Белая муха, убийца мужчин (Бахаревич) - страница 30

«Не пизди», — прервал его Михаил Юрьевич.

Очевидно, он считал, что иначе как матом в нашей ситуации разговаривать нельзя: брань закаляет мужчин. — Не знал, не гадал, что придётся с фашистами бэнээфовскими и немцами вместе выбираться из передряги. Но хрен с ним, потом разберёмся. Пойдёшь к главарям, узнаешь, что к чему, — строго сказал он, положив мне на плечо свою синюю волосатую руку. — По дороге смотри в оба, запоминай, постарайся найти хоть какую-то зацепку. И главное — тяни время. Узнай, чего они хотят и в чём их слабое место».

«Чего хотят женщины…» — растягивая слова, пророкотал Тимур.

«Ясно, чего, — с ненавистью пробормотал Павлюк. — Да они все здесь феминистки херовы. Хотят нас из мира изжить. Из всех мужиков сделать пидоров, а из баб — лесбиянок. Нет, не за такую Беларусь мы боролись. Беларусь обойдется без евреев, коммунистов и пидоров».

«Феминизм — это вывих головного мозга, — сказал Тимур. — Но можно вправить упомянутое место обратно, если, конечно, пациент не безнадёжен. А бывают и такие случаи…»

«Здесь дело политическое, — осёк разговорчики Михаил Юрьевич и повернулся ко мне, впившись в мои глаза своими ясными расейскими зрачками. — Давай, сынок. Верим в тебя».

Он перекрестил меня всеми своими татуировками и громко позвал стражу: «Эй, гестапо, поговорить надо!»

И вот уже Аленький Цветочек, пожав плечами, передала меня Джеку Потрошителю, та провела по коридорам куда-то наверх — как выяснилось, в башню — и сдала на руки сонной Царонг. Почему-то они вовсе не удивились, когда я, запинаясь, сказал, что делегирован для переговоров с Босой — вероятно, женщина в белом, слишком белом платье ожидала, что придётся рано или поздно объяснить заложникам, картами в какой игре они стали.

Наконец я оказался в небольшом помещении на самом верху правой замковой башни. Из узкого окна было прекрасно видно всю местность: на самом горизонте лес, в который, как женщина в траву по малой нужде, садилось крупное, всё в блестках и золотых волосах, солнце. Ближе к холму, на котором находился замок, волнами разливались луга. Вилась рыжим хвостом дорога, подметая под себя остатки этого длинного и абсолютно невероятного дня — лапами в лес, мордой в небо ласково ступала по земле лиса беларусского лета.

А сверху на Замок надвигалась туча — не та, послеобеденная, безобидная и беспристрастная, а в сто раз больше и чернее.

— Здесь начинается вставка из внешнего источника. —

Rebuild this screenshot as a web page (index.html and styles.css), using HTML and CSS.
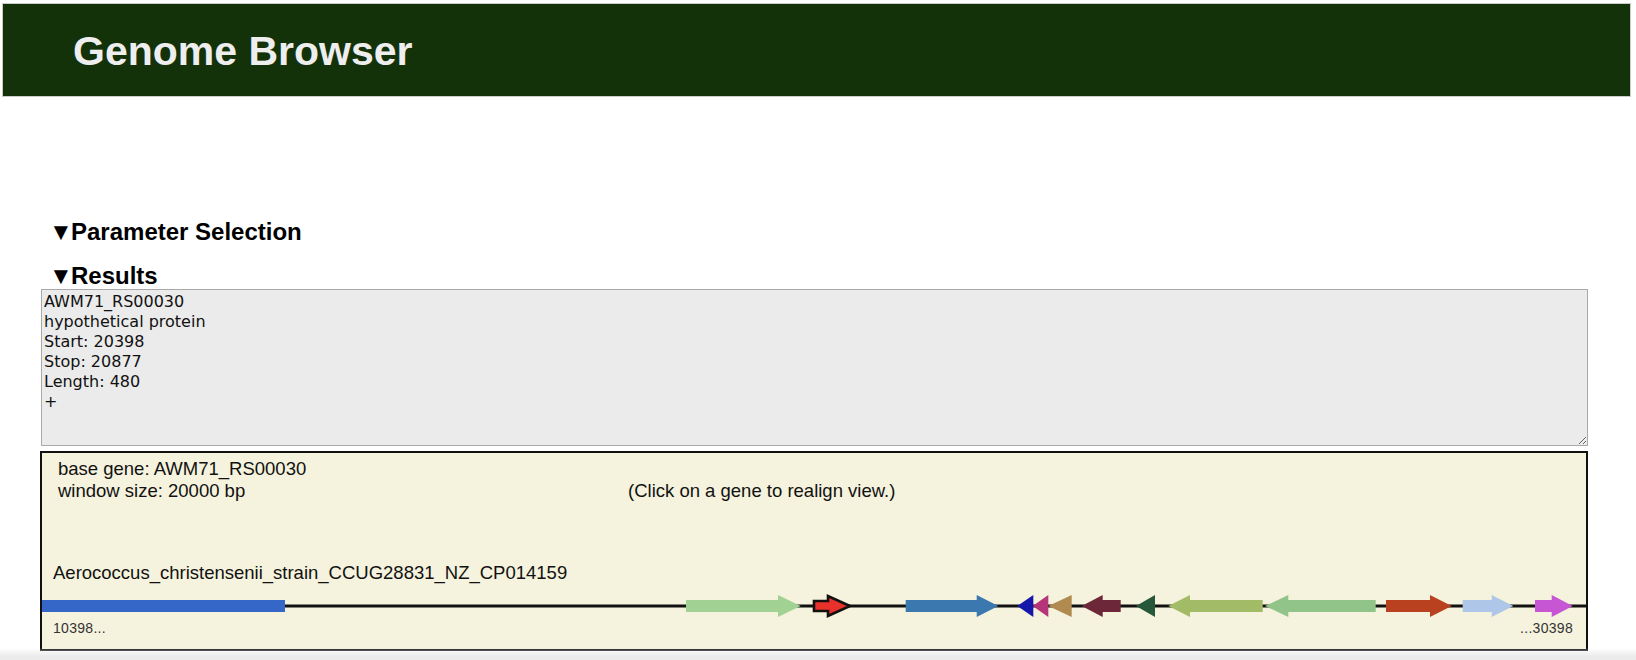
FILE: index.html
```html
<!DOCTYPE html>
<html lang="en">
<head>
<meta charset="utf-8">
<title>Genome Browser</title>
<link rel="stylesheet" href="styles.css">
</head>
<body>
<header class="topbar">
  <h1 class="title">Genome Browser</h1>
</header>
<main class="content">
  <div class="section-head"><span class="tri">▼</span>Parameter Selection</div>
  <div class="section-head results-head"><span class="tri">▼</span>Results</div>
  <textarea class="info" spellcheck="false">AWM71_RS00030
hypothetical protein
Start: 20398
Stop: 20877
Length: 480
+</textarea>
  <div class="viewer">
    <svg class="track" width="1544" height="196" viewBox="0 0 1544 196" xmlns="http://www.w3.org/2000/svg">
      <text class="lbl" x="16" y="22">base gene: AWM71_RS00030</text>
      <text class="lbl" x="16" y="44">window size: 20000 bp</text>
      <text class="lbl" x="586" y="44">(Click on a gene to realign view.)</text>
      <text class="lbl" x="11" y="126">Aerococcus_christensenii_strain_CCUG28831_NZ_CP014159</text>
      <line x1="0" y1="153" x2="1544" y2="153" stroke="#111" stroke-width="3"/>
      <rect x="0" y="147" width="243" height="12" fill="#3467c8"/>
      <polygon fill="#a1d193" points="644,147 736,147 736,142 758.7,153 736,164 736,159 644,159"/>
      <polygon fill="#e8312a" stroke="#111" stroke-width="2.6" stroke-linejoin="miter" points="772,148 786,148 786,143 808,153 786,163 786,158 772,158"/>
      <polygon fill="#3b78b0" points="863.7,147 934.7,147 934.7,142 956.3,153 934.7,164 934.7,159 863.7,159"/>
      <polygon fill="#1616aa" points="975.3,153 991.3,142 991.3,164"/>
      <polygon fill="#b5347a" points="990.7,153 1006.3,142 1006.3,164"/>
      <polygon fill="#b08a4e" points="1006.3,153 1029.7,142 1029.7,164"/>
      <polygon fill="#6c2838" points="1039.7,153 1060.7,142 1060.7,147 1078.7,147 1078.7,159 1060.7,159 1060.7,164"/>
      <polygon fill="#27573a" points="1094,153 1113,142 1113,164"/>
      <polygon fill="#a2bb66" points="1126.3,153 1148,142 1148,147 1220.7,147 1220.7,159 1148,159 1148,164"/>
      <polygon fill="#90c489" points="1223,153 1246.3,142 1246.3,147 1333.7,147 1333.7,159 1246.3,159 1246.3,164"/>
      <polygon fill="#ba411f" points="1344,147 1388,147 1388,142 1409.7,153 1388,164 1388,159 1344,159"/>
      <polygon fill="#aec7e8" points="1420.7,147 1449.7,147 1449.7,142 1471.3,153 1449.7,164 1449.7,159 1420.7,159"/>
      <polygon fill="#c656d4" points="1493,147 1509.7,147 1509.7,142 1530.7,153 1509.7,164 1509.7,159 1493,159"/>
      <text class="pos" x="11" y="180">10398...</text>
      <text class="pos" x="1531" y="180" text-anchor="end">...30398</text>
    </svg>
  </div>
</main>
</body>
</html>
```

FILE: styles.css
```css
html, body {
  margin: 0;
  padding: 0;
  background: #ffffff;
}

body {
  font-family: "Liberation Sans", Arial, sans-serif;
  color: #000;
}

body::after {
  content: "";
  position: fixed;
  left: 0;
  right: 0;
  bottom: 0;
  height: 12px;
  background: linear-gradient(to bottom, rgba(236, 236, 236, 0), #ebebeb 70%);
  pointer-events: none;
}

.topbar {
  margin: 4px 6px 0 3px;
  height: 92px;
  background: #14320a;
  box-shadow: 0 0 0 1px #c9cdc6;
  box-sizing: border-box;
  padding: 24px 0 0 70px;
}

.title {
  margin: 0;
  font-size: 41px;
  line-height: 46px;
  font-weight: bold;
  color: #eeeeee;
}

.content {
  padding: 122px 0 0 40px;
  width: 1548px;
}

.section-head {
  font-size: 24px;
  line-height: 27px;
  font-weight: bold;
  padding-left: 9px;
}

.results-head {
  margin-top: 17px;
}

.tri {
  font-weight: normal;
  display: inline-block;
  width: 22px;
}

.info {
  display: block;
  box-sizing: border-box;
  width: 1547px;
  height: 157px;
  margin: 0 0 0 1px;
  padding: 2px 2px;
  border: 1px solid #a9a9a9;
  background: #ebebeb;
  font-family: "DejaVu Sans", Verdana, sans-serif;
  font-size: 16px;
  line-height: 20px;
  color: #111;
  resize: both;
  outline: none;
}

.viewer {
  margin-top: 5px;
  width: 1548px;
  height: 200px;
  box-sizing: border-box;
  border: 2px solid #111;
  background: #f5f3dd;
}

.track {
  display: block;
}

.lbl {
  font-family: "Liberation Sans", Arial, sans-serif;
  font-size: 18.5px;
  fill: #111;
}

.pos {
  font-family: "Liberation Sans", Arial, sans-serif;
  font-size: 14px;
  letter-spacing: 0.3px;
  fill: #333;
}
```
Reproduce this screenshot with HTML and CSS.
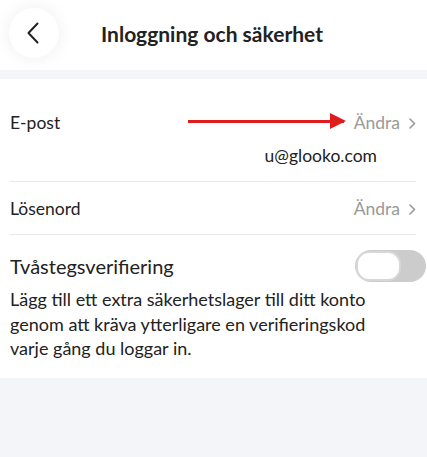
FILE: index.html
```html
<!DOCTYPE html>
<html lang="sv">
<head>
    <meta charset="UTF-8">
    <meta name="viewport" content="width=device-width, initial-scale=1.0">
    <title>Inloggning och säkerhet</title>
    <link rel="stylesheet" href="styles.css">
</head>
<body>
    <div class="header">
        <div class="back">
            <svg width="14" height="22" viewBox="0 0 14 22"><path d="M11.5 1.5 L2.5 11 L11.5 20.5" fill="none" stroke="#222" stroke-width="2" stroke-linecap="round" stroke-linejoin="round"/></svg>
        </div>
        <h1 class="title">Inloggning och säkerhet</h1>
    </div>
    <div class="band"></div>
    <div class="content">
        <div class="row email-row">
            <div class="row-top">
                <span class="label">E-post</span>
                <div class="arrow"></div>
                <span class="action">Ändra <svg class="chev" width="7" height="11" viewBox="0 0 7 11"><path d="M1 1 L5.5 5.5 L1 10" fill="none" stroke="#999" stroke-width="1.6" stroke-linecap="round" stroke-linejoin="round"/></svg></span>
            </div>
            <div class="email">u@glooko.com</div>
        </div>
        <div class="row">
            <div class="row-top">
                <span class="label">Lösenord</span>
                <span class="action">Ändra <svg class="chev" width="7" height="11" viewBox="0 0 7 11"><path d="M1 1 L5.5 5.5 L1 10" fill="none" stroke="#999" stroke-width="1.6" stroke-linecap="round" stroke-linejoin="round"/></svg></span>
            </div>
        </div>
        <div class="twofa">
            <div class="twofa-top">
                <span class="twofa-label">Tvåstegsverifiering</span>
                <div class="toggle"><div class="knob"></div></div>
            </div>
            <p class="desc">Lägg till ett extra säkerhetslager till ditt konto genom att kräva ytterligare en verifieringskod varje gång du loggar in.</p>
        </div>
    </div>
</body>
</html>
```

FILE: styles.css
```css
body {
    margin: 0;
    font-family: Lato, "Open Sans", sans-serif;
    background-color: #f4f5f8;
    color: #222;
    overflow: hidden;
}

.header {
    background-color: #fff;
    height: 70px;
    display: flex;
    align-items: center;
    padding-left: 9px;
    box-sizing: border-box;
}

.back {
    width: 50px;
    height: 50px;
    border-radius: 50%;
    background-color: #fff;
    box-shadow: 0 0 18px rgba(0, 0, 0, 0.07);
    display: flex;
    align-items: center;
    justify-content: center;
    margin-top: -4px;
}

.back svg {
    margin-left: -2px;
}

.title {
    margin: -4px 0 0 42px;
    font-size: 21px;
    font-weight: 700;
    color: #222;
}

.band {
    height: 9px;
    background-color: #f4f5f8;
}

.content {
    background-color: #fff;
    padding: 0 11px 0 10px;
    height: 299px;
    box-sizing: border-box;
}

.row {
    border-bottom: 1px solid #e7e7ef;
}

.row-top {
    display: flex;
    align-items: center;
    height: 52px;
}

.email-row {
    padding-top: 30px;
    padding-bottom: 4px;
}

.email-row .row-top {
    height: 26px;
}

.label {
    font-size: 17.5px;
    flex: 1;
}

.email-row .label {
    flex: 0 0 auto;
}

.arrow {
    position: relative;
    width: 156px;
    height: 3px;
    background-color: #e01b1b;
    margin-left: auto;
    margin-right: 10px;
    margin-top: -2px;
}

.arrow::after {
    content: "";
    position: absolute;
    right: -2px;
    top: -7px;
    border-left: 16px solid #e01b1b;
    border-top: 8.5px solid transparent;
    border-bottom: 8.5px solid transparent;
}

.action {
    font-size: 17.5px;
    color: #999;
    display: flex;
    align-items: center;
}

.chev {
    margin-left: 9px;
    margin-top: 2px;
}

.email {
    text-align: right;
    font-size: 17.5px;
    padding-right: 39px;
    height: 42px;
    line-height: 42px;
}

.twofa-top {
    display: flex;
    align-items: center;
    justify-content: space-between;
    padding-top: 18px;
    height: 26px;
}

.twofa-label {
    font-size: 20px;
}

.toggle {
    width: 71px;
    height: 32px;
    border-radius: 16px;
    background-color: #cccccc;
    margin-right: -10px;
    position: relative;
}

.knob {
    position: absolute;
    left: 1px;
    top: 1px;
    width: 41px;
    height: 26px;
    border-radius: 13px;
    background-color: #fff;
    border: 2px solid #d7d7d7;
}

.desc {
    margin: 8px 0 0;
    padding-right: 36px;
    font-size: 18px;
    line-height: 24.5px;
}
```
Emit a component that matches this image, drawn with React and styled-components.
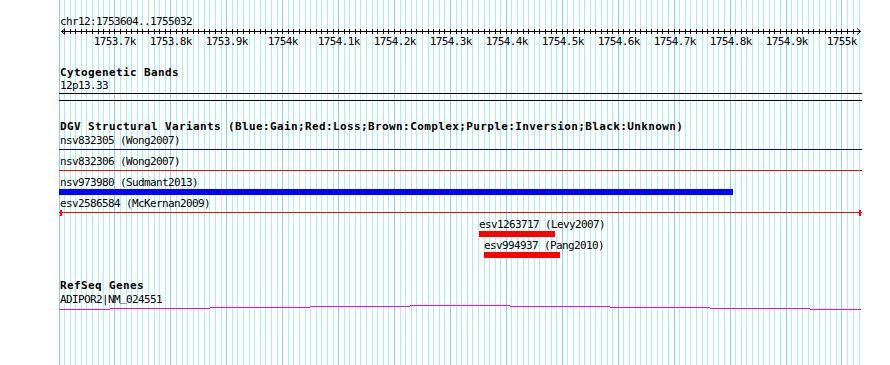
import React from "react";
import styled, { createGlobalStyle } from "styled-components";

// page x of the first grid line, and the width of the track panel
const LEFT = 59;
const WIDTH = 803;
// one 10 bp step on screen
const STEP = 5.5925;

const gridX = Array.from({ length: 144 }, (_, i) =>
  i === 143 ? 800 : Math.floor(i * STEP)
);

const gridSvg = `<svg xmlns="http://www.w3.org/2000/svg" width="${WIDTH}" height="10" shape-rendering="crispEdges">${gridX
  .map(
    (x, i) =>
      `<rect x="${x}" y="0" width="1" height="10" fill="${
        i % 10 === 0 ? "#87cefa" : "#afeeee"
      }"/>`
  )
  .join("")}</svg>`;
const gridUrl = `url("data:image/svg+xml,${encodeURIComponent(gridSvg)}")`;

const GlobalStyle = createGlobalStyle`
  html, body {
    margin: 0;
    background: #fff;
    overflow: hidden;
  }
  body {
    font-family: "DejaVu Sans Mono", "Liberation Mono", monospace;
    color: #000;
  }
`;

const Canvas = styled.div`
  margin-left: ${LEFT}px;
  width: ${WIDTH}px;
  height: 365px;
  background: ${gridUrl} repeat-y;
  display: flex;
  flex-direction: column;
`;

const SmallText = styled.div`
  font: 11px/13px "DejaVu Sans Mono", "Liberation Mono", monospace;
  letter-spacing: -0.62px;
  height: 12px;
  padding-left: ${(p) => (p.$inset === undefined ? 1 : p.$inset)}px;
  margin-top: ${(p) => p.$gap || 0}px;
  white-space: nowrap;
`;

// the underscore of the bitmap font sits on the baseline
const Underscore = styled.span`
  display: inline-block;
  vertical-align: 2px;
  line-height: 9px;
`;

const TrackTitle = styled.div`
  font: bold 11px/12px "DejaVu Sans Mono", "Liberation Mono", monospace;
  letter-spacing: 0.38px;
  height: 12px;
  padding-left: 1px;
  margin-top: ${(p) => p.$gap}px;
  white-space: nowrap;
`;

const RulerSvg = styled.svg`
  display: block;
  shape-rendering: crispEdges;
  text {
    font: 11px "DejaVu Sans Mono", "Liberation Mono", monospace;
    letter-spacing: -0.62px;
    shape-rendering: auto;
  }
`;

const BandBox = styled.div`
  box-sizing: border-box;
  width: ${WIDTH}px;
  height: 8px;
  margin-top: 2px;
  border-top: 1px solid #000;
  border-bottom: 1px solid #000;
`;

const TrackBody = styled.div`
  display: flex;
  flex-direction: column;
  margin-top: 1px;
`;

const FeatureRow = styled.div`
  display: flex;
  flex-direction: column;
  align-items: flex-start;
  height: 21px;
`;

const GlyphSlot = styled.div`
  display: flex;
  align-items: flex-start;
  height: 6px;
  margin-top: 1px;
`;

const Bar = styled.div`
  height: 6px;
  width: 100%;
  background: ${(p) => p.$color};
`;

const Rule = styled.div`
  height: 1px;
  margin-top: 2px;
  flex: ${(p) => (p.$w ? `0 0 ${p.$w}px` : "1 1 auto")};
  background: ${(p) => p.$color};
`;

const Cap = styled.div`
  flex: 0 0 2px;
  height: 6px;
  background: ${(p) => p.$color};
`;

const GeneSvg = styled.svg`
  display: block;
  shape-rendering: crispEdges;
`;

const variants = [
  { label: "nsv832305 (Wong2007)", x: 59, w: 803, color: "#0000b4", type: "line" },
  { label: "nsv832306 (Wong2007)", x: 59, w: 803, color: "#ff0000", type: "line" },
  { label: "nsv973980 (Sudmant2013)", x: 59, w: 674, color: "#0000ff", type: "bar" },
  { label: "esv2586584 (McKernan2009)", x: 59, w: 803, color: "#ff0000", type: "clipped" },
  { label: "esv1263717 (Levy2007)", x: 479, w: 76, color: "#ff0000", type: "bar" },
  { label: "esv994937 (Pang2010)", x: 484, w: 76, color: "#ff0000", type: "bar" },
];

// local x ranges and y of the flat gene model line
const geneSteps = [
  [0, 51, 4],
  [51, 151, 3],
  [151, 251, 2],
  [251, 351, 1],
  [351, 451, 0],
  [451, 551, 1],
  [551, 651, 2],
  [651, 751, 3],
  [751, 802, 4],
];

const tickLabel = (i) => {
  const n = 17536 + i / 10;
  return n % 10 === 0 ? `${n / 10}k` : `${Math.floor(n / 10)}.${n % 10}k`;
};

const Ruler = () => (
  <RulerSvg width={WIDTH} height={21} viewBox={`0 0 ${WIDTH} 21`}>
    <line x1={2} y1={4.5} x2={802} y2={4.5} stroke="#000" />
    <path
      d="M6 1.5 L2.5 4.5 L6 7.5 M798 1.5 L801.5 4.5 L798 7.5"
      fill="none"
      stroke="#000"
      shapeRendering="auto"
    />
    {gridX.slice(1, 143).map((x) => (
      <line key={x} x1={x + 0.5} x2={x + 0.5} y1={2} y2={7} stroke="#000" />
    ))}
    {gridX.map((x, i) =>
      i > 0 && i % 10 === 0 ? (
        <text key={i} x={x + 0.8} y={18} textAnchor="middle" fill="#000">
          {tickLabel(i)}
        </text>
      ) : null
    )}
  </RulerSvg>
);

const Glyph = ({ type, color }) => {
  if (type === "bar") return <Bar $color={color} />;
  if (type === "clipped")
    return (
      <>
        <Rule $w={1} $color={color} />
        <Cap $color={color} />
        <Rule $color={color} />
        <Cap $color={color} />
        <Rule $w={1} $color={color} />
      </>
    );
  return <Rule $color={color} />;
};

const Feature = ({ label, x, w, color, type }) => (
  <FeatureRow style={{ marginLeft: x - LEFT }}>
    <SmallText $inset={x === LEFT ? 1 : 0}>{label}</SmallText>
    <GlyphSlot style={{ width: w }}>
      <Glyph type={type} color={color} />
    </GlyphSlot>
  </FeatureRow>
);

export default function App() {
  return (
    <>
      <GlobalStyle />
      <Canvas>
        <SmallText $gap={15}>chr12:1753604..1755032</SmallText>
        <Ruler />

        <TrackTitle $gap={19}>Cytogenetic Bands</TrackTitle>
        <SmallText>12p13.33</SmallText>
        <BandBox />

        <TrackTitle $gap={20}>
          DGV Structural Variants (Blue:Gain;Red:Loss;Brown:Complex;Purple:Inversion;Black:Unknown)
        </TrackTitle>
        <TrackBody>
          {variants.map((v) => (
            <Feature key={v.label} {...v} />
          ))}
        </TrackBody>

        <TrackTitle $gap={20}>RefSeq Genes</TrackTitle>
        <SmallText $gap={1}>
          ADIPOR2|NM<Underscore>_</Underscore>024551
        </SmallText>
        <GeneSvg width={WIDTH} height={5} viewBox={`0 0 ${WIDTH} 5`}>
          {geneSteps.map(([a, b, y]) => (
            <rect key={a} x={a} y={y} width={b - a} height={1} fill="#ff00ff" />
          ))}
        </GeneSvg>
      </Canvas>
    </>
  );
}
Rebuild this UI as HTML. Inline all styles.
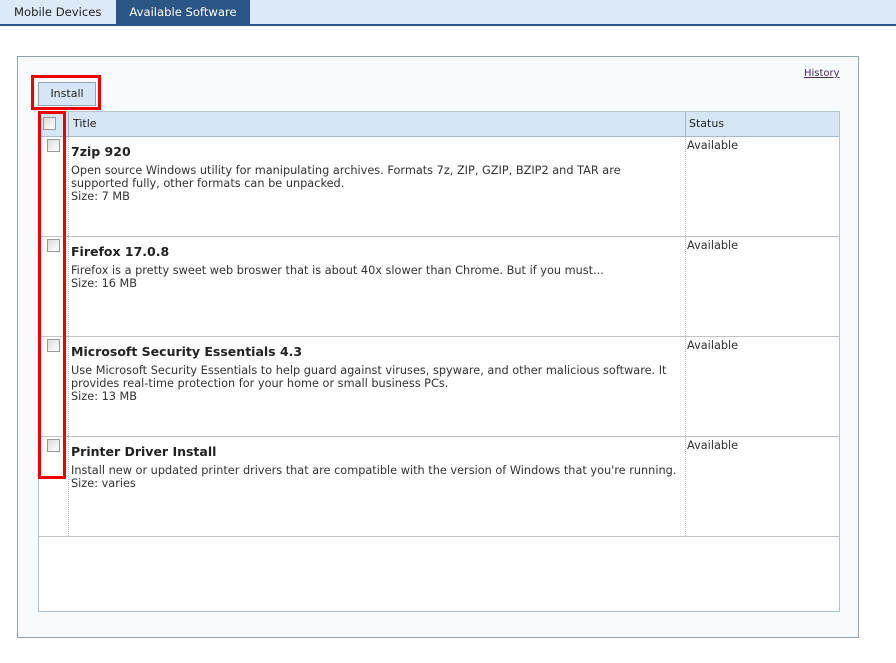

Будто её позвали сюда коварные мелкие облака, которых уже нигде не было видно.

С башни можно было рассмотреть и автобус, и кучку людей возле него — водитель махал сигаретой и о чём-то возбуждённо рассказывал. Поодаль замерла, не доехав до ворот замка, милицейская машина, все дверцы которой были открыты, словно она собиралась перамахнуть через стены, но бог не дал матушке-гусыне настоящих крыльев.